Ackert was not an abolitionist at first. He believed in the war as a necessary evil to preserve the Union, and blamed radical southerners and fanatical abolitionists for the outbreak of the war. Following his enlistment and active duty in the south, his exposure to plantations and slave trading centers, and his contact with freed slaves and black soldiers, Ackert began to realize the greater impact of the war and change his previous thoughts on abolition. Ackert wrote freely of the slave markets he came across in Louisiana, the posters, and the plantations. He also wrote of the bravery he saw in the black regiments fighting. His experiences led him to provide assistance to Jacob Wynkoop in securing his Civil War Pension after the war. Wynkoop was a black soldier who fought at the battle of Port Hudson, and was also the first black home owner in New Paltz.
As an embedded soldier-reporter, Ackert was able to provide the best accounts for his friends, family, and town members back home about the war. He wrote most about the health of the regiment, giving everyone back home the chance to hear news of loved ones. Disease was the most deadly aspect of the war, and Ackert wrote often of the ever present terror among the regiment of death from typhoid, yellow fever, malaria and other diseases. He wrote detailed reports of the hospitals and the wounded. Ackert wrote freely and openly about the brutalities faced by the soldiers, stripping away the last romantic ideas anyone could have had about the war. He was open and honest about his fear of dying in battle. For those back home who had never left the Hudson Valley, Ackert worked to write an accurate description of Louisiana, and show the similarities and differences in the geography and the people. Ackert also chose to voice the concerns and critiques of the soldiers against the government, such as the lack of pay for multiple months in a row. Ackert’s personal accounts as a soldier and reporter, instead of a bystander, made the war and fighting even more real for those back home who were sheltered from the brutalities for the most part.
Ackert was a highly respected man in his regiment, and was selected along with Lieutenants Peter Elting and Mathia Ewen, to take part in a special recruiting assignment in New York City from September to November of 1863. Following this recruitment assignment, Ackert was honorably discharged from his position and returned home to New Paltz, where he resumed charge of his paper.

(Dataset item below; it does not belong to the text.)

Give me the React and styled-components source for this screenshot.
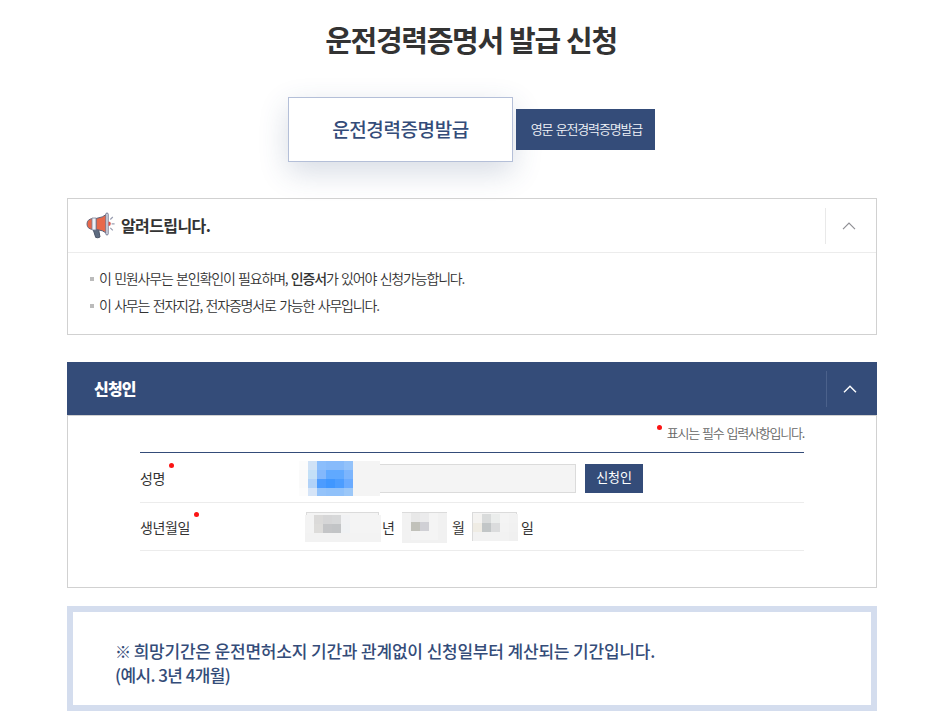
import React from "react";
import styled, { ThemeProvider, createGlobalStyle } from "styled-components";

const theme = {
  colors: {
    navy: "#344c79",
    line: "#d1d1d1",
    lightLine: "#ececec",
    text: "#333",
    red: "#fb1414",
  },
};

const nameMosaic = {
  cols: "9px 9px 9px 9px 9px 9px 27px",
  rows: "9px 9px 9px 8px",
  cells: [
    ["#fcfcfc", "#d0e2f6", "#8bbefc", "#87bbfb", "#87bbfb", "#93c2fa", "#f4f4f4"],
    ["#fafafa", "#c3e0f7", "#83b8fc", "#60a9ff", "#60a9ff", "#7cb5fd", "#f4f4f4"],
    ["#fafafa", "#b1d2f8", "#4c9cff", "#4097ff", "#4c9dff", "#6aabff", "#f4f4f4"],
    ["#fcfcfc", "#d5e4f7", "#94c3fa", "#90c1fa", "#90c1fa", "#9bc7f8", "#f4f4f4"],
  ],
};

const yearMosaic = {
  cols: "9px 9px 9px 9px 9px 31px",
  rows: "9px 9px 9px",
  cells: [
    ["#f3f3f3", "#dbdad9", "#d6d6d7", "#d7d8d9", "#f1f2f4", "#f4f4f4"],
    ["#f3f3f3", "#dddcda", "#c4c5c7", "#c2c4c6", "#f0f2f4", "#f4f4f4"],
    ["#f2f2f2", "#f2f2f2", "#f2f2f2", "#f2f2f2", "#f2f2f2", "#f3f3f3"],
  ],
};

const monthMosaic = {
  cols: "9px 9px 9px 9px 9px",
  rows: "9px 9px 9px 3px",
  cells: [
    ["#f2f2f2", "#e8e8e8", "#ebebec", "#f4f4f4", "#f1f1f1"],
    ["#f2f2f2", "#c1c1ba", "#d0d0d5", "#f4f4f4", "#f1f1f1"],
    ["#f2f2f2", "#f4f4f4", "#f4f4f4", "#f4f4f4", "#f1f1f1"],
    ["#f1f1f1", "#f1f1f1", "#f1f1f1", "#f1f1f1", "#f1f1f1"],
  ],
};

const dayMosaic = {
  cols: "9px 9px 9px 9px 9px",
  rows: "9px 9px 9px",
  cells: [
    ["#f4f3f1", "#d9dbdb", "#ebedec", "#f4f4f4", "#f2f2f2"],
    ["#efece4", "#c2c6c7", "#dbdcdd", "#f3f3f3", "#f1f1f1"],
    ["#f2f2f2", "#f2f2f2", "#f2f2f2", "#f2f2f2", "#f0f0f0"],
  ],
};

const Mosaic = ({ data, left, top }) => (
  <MosaicGrid $cols={data.cols} $rows={data.rows} $left={left} $top={top}>
    {data.cells.flat().map((color, i) => (
      <i key={i} style={{ background: color }} />
    ))}
  </MosaicGrid>
);

const Chevron = ({ color, width = 1 }) => (
  <svg width="14" height="8" viewBox="0 0 14 8" fill="none">
    <path d="M1 7.2 L7 1.2 L13 7.2" stroke={color} strokeWidth={width} />
  </svg>
);

const Megaphone = () => (
  <svg width="30" height="28" viewBox="0 0 30 28" strokeLinejoin="round">
    <path d="M7 17 h5.5 l1.5 8 q-2 1.4 -4.3 .4 z" fill="#5d6b80" stroke="#4b5468" />
    <path d="M7 6.5 Q1 7 1 12 Q1 17 7 17.5 z" fill="#e8684a" stroke="#67677c" />
    <path d="M10 6.5 Q17 5.5 21 2 V21.500 Q17 18 10 17.500 z" fill="#e8684a" stroke="#5d6076" />
    <rect x="6" y="6" width="4" height="12" fill="#eef0f6" stroke="#7a8096" strokeWidth=".8" />
    <rect x="19.800" y="1" width="2.400" height="22" rx="1.200" fill="#dfe2ec" stroke="#6a6f88" strokeWidth=".9" />
    <path d="M22.500 9.500 q2.300 0 2.300 2.300 t-2.300 2.300 z" fill="#d9534a" />
    <path d="M24.300 7.500 L26.800 5 M25.600 11.800 H28.600 M24.300 15.800 L26.800 18.300" stroke="#9a9eb0" strokeWidth="1.200" fill="none" />
  </svg>
);

const App = () => {
  return (
    <ThemeProvider theme={theme}>
      <GlobalStyle />
      <Page>
        <Title>운전경력증명서 발급 신청</Title>
        <Tabs>
          <ActiveTab>운전경력증명발급</ActiveTab>
          <Tab>영문 운전경력증명발급</Tab>
        </Tabs>

        <Notice>
          <NoticeHead>
            <Megaphone />
            <NoticeTitle>알려드립니다.</NoticeTitle>
            <Toggle $line="#e9e9e9">
              <Chevron color="#8f8f94" width={1.2} />
            </Toggle>
          </NoticeHead>
          <NoticeList>
            <NoticeItem>
              이 민원사무는 본인확인이 필요하며, <b>인증서</b>가 있어야 신청가능합니다.
            </NoticeItem>
            <NoticeItem>
              이 사무는 전자지갑, 전자증명서로 가능한 사무입니다.
            </NoticeItem>
          </NoticeList>
        </Notice>

        <SectionHead>
          <SectionTitle>신청인</SectionTitle>
          <Toggle $line="#4b618b">
            <Chevron color="#fff" width={1.4} />
          </Toggle>
        </SectionHead>
        <SectionBody>
          <Required>
            <Dot />
            표시는 필수 입력사항입니다.
          </Required>
          <Form>
            <Row $height={50}>
              <Label>
                성명
                <Dot />
              </Label>
              <Field $width={271} $drop={2}>
                <Mosaic data={nameMosaic} left={-7} top={-4} />
              </Field>
              <Button>신청인</Button>
            </Row>
            <Row $height={48}>
              <Label>
                생년월일
                <Dot />
              </Label>
              <Field $width={73} $shift={1}>
                <Mosaic data={yearMosaic} left={-2} top={2} />
              </Field>
              <Unit $left={3} $width={20}>년</Unit>
              <Field $width={45}>
                <Mosaic data={monthMosaic} left={-1} top={0} />
              </Field>
              <Unit $left={5} $width={20}>월</Unit>
              <Field $width={45}>
                <Mosaic data={dayMosaic} left={0} top={1} />
              </Field>
              <Unit $left={4} $width={20}>일</Unit>
            </Row>
          </Form>
        </SectionBody>

        <Guide>
          <GuideLine $spacing="-0.23px">
            <Mark>※</Mark> 희망기간은 운전면허소지 기간과 관계없이 신청일부터 계산되는 기간입니다.
          </GuideLine>
          <GuideLine $spacing="-0.65px">(예시. 3년 4개월)</GuideLine>
        </Guide>
      </Page>
    </ThemeProvider>
  );
};

export default App;

const GlobalStyle = createGlobalStyle`
  * {
    box-sizing: border-box;
    margin: 0;
    padding: 0;
  }

  body {
    overflow: hidden;
    background: #fff;
    color: ${theme.colors.text};
    font-family: "Noto Sans CJK KR", sans-serif;
  }

  svg {
    display: block;
    flex: none;
  }
`;

const Page = styled.div`
  display: flex;
  flex-direction: column;
  width: 810px;
  height: 722px;
  margin-left: 67px;
  padding-top: 17px;
`;

const Title = styled.h1`
  height: 80px;
  padding-right: 2px;
  line-height: 44px;
  text-align: center;
  font-size: 29px;
  font-weight: 700;
  letter-spacing: -1.3px;
  word-spacing: 1px;
`;

const Tabs = styled.div`
  display: flex;
  justify-content: center;
  align-items: center;
  gap: 3px;
  height: 65px;
  padding-right: 1px;
`;

const Tab = styled.button`
  width: 139px;
  height: 41px;
  padding: 0 0 2px 2px;
  border: none;
  background: ${({ theme }) => theme.colors.navy};
  color: #f2f4f8;
  font-family: inherit;
  font-size: 13px;
  font-weight: 350;
  letter-spacing: -1.15px;
  word-spacing: 1.5px;
  white-space: nowrap;
`;

const ActiveTab = styled(Tab)`
  width: 225px;
  height: 65px;
  padding: 0 0 2px;
  border: 1px solid #b4bfd8;
  background: #fff;
  box-shadow: 0 10px 30px rgba(52, 76, 121, 0.2);
  color: ${({ theme }) => theme.colors.navy};
  font-size: 19px;
  font-weight: 500;
  letter-spacing: -0.4px;
`;

const Notice = styled.section`
  height: 137px;
  margin-top: 36px;
  border: 1px solid ${({ theme }) => theme.colors.line};
`;

const NoticeHead = styled.div`
  display: flex;
  align-items: center;
  height: 54px;
  padding-left: 18px;
  border-bottom: 1px solid ${({ theme }) => theme.colors.lightLine};
`;

const NoticeTitle = styled.h2`
  padding: 0 0 2px 5px;
  font-size: 16px;
  font-weight: 700;
  letter-spacing: -0.6px;
`;

const Toggle = styled.div`
  display: flex;
  justify-content: center;
  align-items: center;
  width: 51px;
  height: 36px;
  margin-left: auto;
  padding-right: 5px;
  border-left: 1px solid ${({ $line }) => $line};
`;

const NoticeList = styled.ul`
  padding: 12px 22px;
  list-style: none;
`;

const NoticeItem = styled.li`
  height: 27px;
  line-height: 27px;
  font-size: 14px;
  font-weight: 350;
  letter-spacing: -1.18px;
  word-spacing: 1.5px;
  white-space: nowrap;

  b {
    font-weight: 500;
  }

  &::before {
    content: "";
    display: inline-block;
    width: 4px;
    height: 4px;
    margin-right: 5px;
    background: #bbb;
    vertical-align: 3px;
  }
`;

const SectionHead = styled.div`
  display: flex;
  align-items: center;
  flex: none;
  height: 53px;
  margin-top: 27px;
  padding-left: 27px;
  background: ${({ theme }) => theme.colors.navy};
`;

const SectionTitle = styled.h2`
  padding-bottom: 2px;
  color: #fff;
  font-size: 16px;
  font-weight: 900;
  letter-spacing: -0.8px;
`;

const SectionBody = styled.div`
  height: 173px;
  padding: 0 72px;
  border: 1px solid ${({ theme }) => theme.colors.line};
`;

const Dot = styled.i`
  flex: none;
  width: 5px;
  height: 5px;
  border-radius: 50%;
  background: ${({ theme }) => theme.colors.red};
`;

const Required = styled.p`
  display: flex;
  justify-content: flex-end;
  height: 36px;
  line-height: 34px;
  color: #666;
  font-size: 13px;
  font-weight: 350;
  letter-spacing: -1.2px;
  word-spacing: 1.2px;

  ${Dot} {
    margin: 9px 5px 0 0;
  }
`;

const Form = styled.div`
  border-top: 1px solid ${({ theme }) => theme.colors.navy};
`;

const Row = styled.div`
  display: flex;
  align-items: center;
  height: ${({ $height }) => $height}px;
  border-bottom: 1px solid ${({ theme }) => theme.colors.lightLine};
`;

const Label = styled.div`
  display: flex;
  width: 165px;
  font-size: 14px;
  letter-spacing: -0.4px;
  line-height: 20px;

  ${Dot} {
    margin: -5px 0 0 4px;
  }
`;

const Field = styled.div`
  position: relative;
  width: ${({ $width }) => $width}px;
  height: 29px;
  margin-top: ${({ $drop = 0 }) => $drop}px;
  margin-left: ${({ $shift = 0 }) => $shift}px;
  border: 1px solid #dbdbdb;
  background: #f4f4f4;
`;

const MosaicGrid = styled.div`
  position: absolute;
  left: ${({ $left }) => $left}px;
  top: ${({ $top }) => $top}px;
  display: grid;
  grid-template-columns: ${({ $cols }) => $cols};
  grid-template-rows: ${({ $rows }) => $rows};
`;

const Button = styled.button`
  width: 58px;
  height: 29px;
  margin: 2px 0 0 9px;
  padding-bottom: 4px;
  border: none;
  background: ${({ theme }) => theme.colors.navy};
  color: #fff;
  font-family: inherit;
  font-size: 13px;
  font-weight: 400;
  letter-spacing: -0.2px;
`;

const Unit = styled.span`
  width: ${({ $width }) => $width}px;
  margin-left: ${({ $left }) => $left}px;
  font-size: 14px;
`;

const Guide = styled.div`
  flex: none;
  height: 105px;
  margin-top: 18px;
  padding: 27px 42px;
  border: 6px solid #d4ddee;
`;

const GuideLine = styled.p`
  line-height: 24px;
  color: ${({ theme }) => theme.colors.navy};
  font-size: 17px;
  font-weight: 500;
  letter-spacing: ${({ $spacing }) => $spacing};
  word-spacing: 0.3px;
  white-space: nowrap;
`;

const Mark = styled.span`
  margin-right: -1px;
  font-size: 16px;
`;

The New Paltz Times, originally started as an Independent paper, eventually became Democratic in sentiment. It became a well established journal in the area, as Ackert himself was a well respected man. Ackert was elected Town Clerk of New Paltz in 1873, 1874, 1875, 1876, and 1879. The New Paltz Times was challenged as the leading newspaper when Ralph LeFevre established a second town newspaper, the New Paltz Independent, which was Republican in views and challenged Ackert’s paper for readership and advertising.
Charles J. Ackert died June 1, 1900 and was buried in the New Paltz Rural Cemetery, Section A, Lot 127. He was survived by his children Charles W., Samuel and Isabella, and his wife Eliza who continued to publish the New Paltz Times until her death on May 11, 1916. She was buried in the same plot as her husband. Following the deaths of both Ackerts, the New Paltz Times was merged with the New Paltz Independent. The legacy of the New Paltz Times and Ackert’s role as embedded reporter during the Civil War remain as vital to the rich history of the Hudson Valley.